The Mobile Black Spot Program was an election promise of Tony Abbott's election campaign in 2013, when he pledged $20 million of government funding specifically to the program, $80 million to improving coverage in areas such as major transport routes and stated intention to collaborate with NBN Co to co-locate black spot funded towers on existing NBN fixed wireless towers.

===Round 1===
499 base stations were funded under the first round of the program, with $100 million of government money. Telstra received funding to build 429 base stations, and Vodafone got 70. Optus was absent from this first round. The first tower out of this round to be commissioned was a Vodafone tower, at the White Rock Wind Farm near Glen Innes, New South Wales.

===Round 2===
266 base stations were funded under round 2 of the program, with $57.5 million of federal government money, and $54 million contributed from state and local governments. 146 sites were built by Telstra, 113 were built by Optus, and Vodafone got funding for just 4, which they expressed disappointment about.

===Round 3 (Priority Locations)===
Round 3 of the program was focused on locations perceived to be of a high priority by the government. $60 million was allocated to 89 locations.
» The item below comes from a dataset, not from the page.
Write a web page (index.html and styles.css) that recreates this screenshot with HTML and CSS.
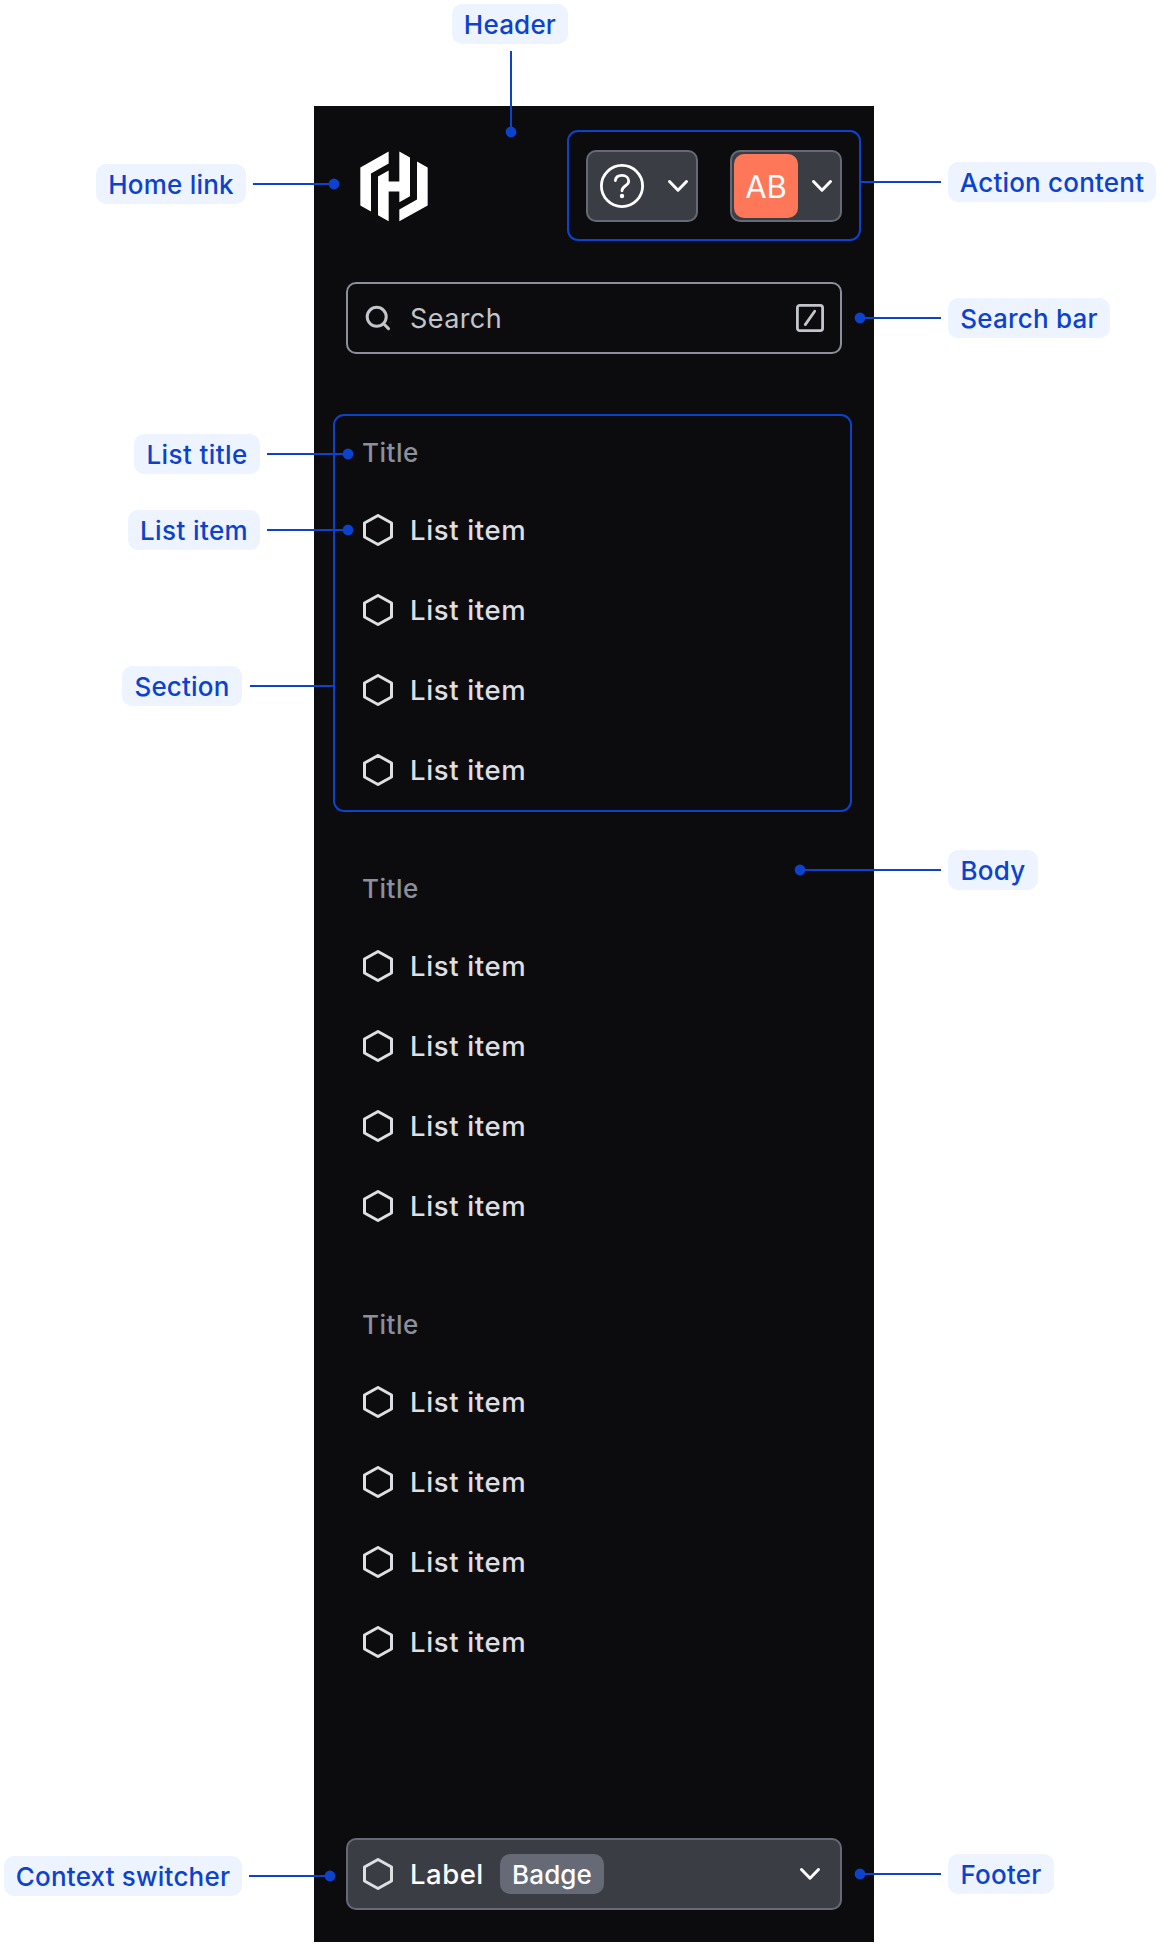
FILE: index.html
```html
<!DOCTYPE html>
<html lang="en">
<head>
<meta charset="utf-8">
<title>Side navigation anatomy</title>
<link rel="stylesheet" href="styles.css">
</head>
<body>
<svg class="sprite" aria-hidden="true">
  <symbol id="hexagon" viewBox="0 0 32 32"><path d="M16 1.5 29.5 9V23L16 30.5 2.500 23V9Z" fill="none" stroke="currentColor" stroke-width="3" stroke-linejoin="round"/></symbol>
  <symbol id="chevron" viewBox="0 0 24 24"><path d="M3.500 7.500 12 16.200 20.500 7.500" fill="none" stroke="currentColor" stroke-width="3" stroke-linecap="round" stroke-linejoin="round"/></symbol>
</svg>
<main class="anatomy">
  <aside class="sidenav">
    <header class="top">
      <a class="home" aria-label="Home"><svg viewBox="180 182 204 212" width="68" height="71"><path fill="currentColor" d="M266 183 181 231V345L213 363V249L266 219ZM298 183V273H266V240L234 258V374L266 392V303H298V335L330 317V201ZM351 213 383 231V345L298 392V357L351 327Z"/></svg></a>
      <div class="actions">
        <button class="control help" aria-label="Help"><svg width="44" height="44" viewBox="0 0 44 44" fill="none" stroke="currentColor" stroke-width="2.800" stroke-linecap="round"><circle cx="22" cy="22" r="20.600"/><path d="M15.300 16.500C15.700 13.400 18.300 11.400 22 11.400C25.800 11.400 28.700 13.800 28.700 17.200C28.700 22 22 21.500 22 26.800"/><circle cx="22" cy="32" r="2.200" fill="currentColor" stroke="none"/></svg><svg class="chevron"><use href="#chevron"/></svg></button>
        <button class="control user"><span class="avatar">AB</span><svg class="chevron"><use href="#chevron"/></svg></button>
      </div>
    </header>
    <div class="search">
      <svg width="32" height="32" viewBox="0 0 32 32" fill="none" stroke="currentColor" stroke-width="3" stroke-linecap="round"><circle cx="14.700" cy="14.800" r="9.500"/><path d="M21.700 21.800 26.500 26.600"/></svg>
      <span class="search-text">Search</span>
      <svg width="28" height="28" viewBox="0 0 28 28" fill="none" stroke="currentColor" stroke-width="2.800" stroke-linecap="round"><rect x="1.400" y="1.400" width="25.200" height="25.200" rx="2.400"/><path d="M9.300 20.600 18.700 7.200"/></svg>
    </div>
    <nav class="sections">
      <section class="section"><h2>Title</h2><ul>
        <li><svg class="hex"><use href="#hexagon"/></svg>List item</li>
        <li><svg class="hex"><use href="#hexagon"/></svg>List item</li>
        <li><svg class="hex"><use href="#hexagon"/></svg>List item</li>
        <li><svg class="hex"><use href="#hexagon"/></svg>List item</li></ul></section>
      <section class="section"><h2>Title</h2><ul>
        <li><svg class="hex"><use href="#hexagon"/></svg>List item</li>
        <li><svg class="hex"><use href="#hexagon"/></svg>List item</li>
        <li><svg class="hex"><use href="#hexagon"/></svg>List item</li>
        <li><svg class="hex"><use href="#hexagon"/></svg>List item</li></ul></section>
      <section class="section"><h2>Title</h2><ul>
        <li><svg class="hex"><use href="#hexagon"/></svg>List item</li>
        <li><svg class="hex"><use href="#hexagon"/></svg>List item</li>
        <li><svg class="hex"><use href="#hexagon"/></svg>List item</li>
        <li><svg class="hex"><use href="#hexagon"/></svg>List item</li></ul></section>
    </nav>
    <footer class="control switcher"><svg class="hex"><use href="#hexagon"/></svg><span class="switcher-label">Label</span><span class="badge">Badge</span><svg class="chevron"><use href="#chevron"/></svg></footer>
  </aside>

  <div class="frame frame-actions"></div>
  <div class="frame frame-section"></div>
  <svg class="leaders" width="1160" height="1944" aria-hidden="true">
    <path d="M511 51V132M253 184H334M861 182H941M860 318H941M267 454H348M267 530H348M250 686H334M800 870H941M249 1876H330M860 1874H941"/>
    <circle cx="511" cy="132" r="5.400"/><circle cx="334" cy="184" r="5.400"/><circle cx="860" cy="318" r="5.400"/><circle cx="348" cy="454" r="5.400"/><circle cx="348" cy="530" r="5.400"/><circle cx="800" cy="870" r="5.400"/><circle cx="330" cy="1876" r="5.400"/><circle cx="860" cy="1874" r="5.400"/>
  </svg>
  <span class="note note-header">Header</span>
  <span class="note note-home">Home link</span>
  <span class="note note-action">Action content</span>
  <span class="note note-search">Search bar</span>
  <span class="note note-title">List title</span>
  <span class="note note-item">List item</span>
  <span class="note note-section">Section</span>
  <span class="note note-body">Body</span>
  <span class="note note-context">Context switcher</span>
  <span class="note note-footer">Footer</span>
</main>
</body>
</html>
```
FILE: styles.css
```css
* { box-sizing: border-box; }
body { margin: 0; background: #fff; font-family: Inter, "Liberation Sans", sans-serif; }
svg { display: block; flex: none; }
.sprite { position: absolute; width: 0; height: 0; }
.anatomy { position: relative; width: 1160px; height: 1944px; padding: 106px 286px 2px 314px; overflow: hidden; }

.sidenav { display: flex; flex-direction: column; height: 1836px; padding: 44px 32px 32px; background: #0c0c0e; color: #dedfe3; font-size: 27.5px; font-weight: 500; letter-spacing: .65px; }
.top { display: flex; justify-content: space-between; height: 72px; }
.home { padding: 1px 0 0 14px; color: #fff; }
.actions { display: flex; gap: 32px; }
.control { display: flex; align-items: center; height: 72px; background: #3b3d45; border: 2px solid #656a76; border-radius: 10px; color: #fff; font: inherit; letter-spacing: inherit; }
.chevron { width: 24px; height: 24px; margin-left: auto; }
.help { width: 112px; padding: 0 6px 0 12px; }
.user { width: 112px; padding: 0 6px 0 2px; }
.avatar { width: 64px; height: 64px; border-radius: 10px; background: #ff7759; font-size: 31px; font-weight: 400; line-height: 66px; letter-spacing: -.2px; text-align: center; }

.search { display: flex; align-items: center; height: 72px; margin-top: 60px; padding: 0 16px 0 14px; border: 2px solid #8c909c; border-radius: 10px; color: #c2c5cb; font-size: 27px; font-weight: 400; letter-spacing: .4px; }
.search-text { flex: 1; margin-left: 16px; }

.sections { display: flex; flex-direction: column; gap: 48px; margin-top: 68px; }
.section { height: 388px; padding-left: 16px; }
.section h2 { height: 68px; margin: 0; color: #8c909c; font-size: 26px; font-weight: 500; line-height: 62px; letter-spacing: .5px; }
.section ul { margin: 0; padding: 0; list-style: none; }
.section li { display: flex; align-items: center; gap: 16px; height: 80px; }
.hex { width: 32px; height: 32px; color: #dedfe3; }
.switcher { margin-top: auto; padding: 0 18px 0 14px; }
.switcher-label { width: 74px; margin-left: 16px; letter-spacing: .5px; }
.badge { width: 104px; height: 40px; margin-left: 16px; border-radius: 10px; background: #656a76; font-size: 26px; line-height: 41px; letter-spacing: .1px; text-align: center; }

/* Annotations sit over the navigation */
.frame { position: absolute; border: 2px solid #0c42cc; border-radius: 11px; }
.frame-actions { left: 567px; top: 130px; width: 294px; height: 111px; }
.frame-section { left: 333px; top: 414px; width: 519px; height: 398px; }
.leaders { position: absolute; left: 0; top: 0; fill: #0c42cc; stroke: none; }
.leaders path { stroke: #0c42cc; stroke-width: 2; fill: none; }
.note { position: absolute; height: 40px; border-radius: 10px; background: #edf4ff; color: #0c42cc; font-size: 26px; font-weight: 500; line-height: 42px; letter-spacing: .2px; text-align: center; white-space: nowrap; }
.note-header { left: 452px; top: 4px; width: 116px; }
.note-home { left: 96px; top: 164px; width: 150px; }
.note-action { left: 948px; top: 162px; width: 208px; }
.note-search { left: 948px; top: 298px; width: 162px; }
.note-title { left: 134px; top: 434px; width: 126px; letter-spacing: .4px; }
.note-item { left: 128px; top: 510px; width: 132px; letter-spacing: .4px; }
.note-section { left: 122px; top: 666px; width: 120px; }
.note-body { left: 948px; top: 850px; width: 90px; }
.note-context { left: 4px; top: 1856px; width: 238px; }
.note-footer { left: 948px; top: 1854px; width: 106px; }
```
Optus was allocated 12 sites, Vodafone got one, the remainder of the funding going to Telstra. The first tower under this round was switched on in June 2018, at East Lynne, New South Wales.

===Round 4===
180 base stations were built from the $25 million allocated to this round of the program. Telstra built 131 towers, and Optus 49, with Vodafone absent from funding in this round.

===Round 5===
182 new base stations were funded under this round, funding for which Telstra got 97 mobile sites, Optus 83, and Field Solutions Group got 2, who also made their debut in the program in this round. $36.8 million of Commonwealth government money was used in this round.

===Round 5A===
Round 5A was established as a supplementary round to Round 5, as out of the $80 million allocated to the round initially, only $36.8 million was used. Under this round, there was a specific focus on major transport routes and disaster prone areas. Field Solutions Group received funding to trial their neutral host model, which would have the possibility of providing reception to customers of any mobile carrier. FSG built these towers along the Adventure Way in Queensland, in conjunction with Optus. 67 new base stations were funded under this round, with Telstra getting funding for 48, Optus for 4, and the remainder going to FSG.

===Round 6 (Improving Mobile Coverage)===
Round 6 has been dubbed the "improving mobile coverage" round, set to target 54 locations, for which $80 million of funding has been committed.

== Reception ==
===From the telcos===
Vodafone, after receiving funding to build just 4 base stations in round 2 of the program, criticised Telstra's dominant share in the program. After this, they attempted to convince the ACCC to declare domestic mobile roaming, a policy which would allow all mobile network providers to roam on the infrastructure of any other provider, and thereby greatly increase the regional network footprint of Vodafone in particular. The ACCC launched an inquiry into domestic roaming but decided against it, declaring it would "harm the interests of consumers by undermining the incentives of mobile operators to make investments to compete with each other in regional areas". Vodafone later attempted to dispute the decision in the Federal Court of Australia, but ultimately lost the case.

===From the public===
In multiple instances, the telecommunications company chosen to construct a phone tower has caused some controversy in the communities served, usually in cases where Optus was selected to build a phone tower in an area already dominated by Telstra. Complaints were made that in order to make use of this tower, phone users would have to subscribe to the Optus network, which would only be usable in that given area, and not the other surrounding areas served exclusively by Telstra. The Tjukayirla Roadhouse is an example of this situation, where Optus received funding as they were the only telco to apply for a tender at this location. In another instance, the owner of the Archer River Roadhouse in far north Queensland described the decision to build an Optus site instead of Telstra at that location as "ludicrous", as residents of the nearby area used exclusively Telstra services. Telstra went on and built a base station at Archer River Roadhouse. Somewhat proving how the program stimulates competition between the carriers.

===Australian National Audit Office===
The Australian National Audit Office (ANAO) criticised round 1 of the program, believing it provided taxpayers "poor value for money". A report from the auditor found that out of the 499 base stations built under round 1, 39 would have been built anyway by the network operators without needing public funding, and another 89 only provided minimal benefit to residents lacking coverage.

In 2024, an ANAO probe found the $40 million of the Communications Department's spending in Round 6 to be "largely effective", amidst allegations of "pork barreling" project funds to districts based on their political leanings.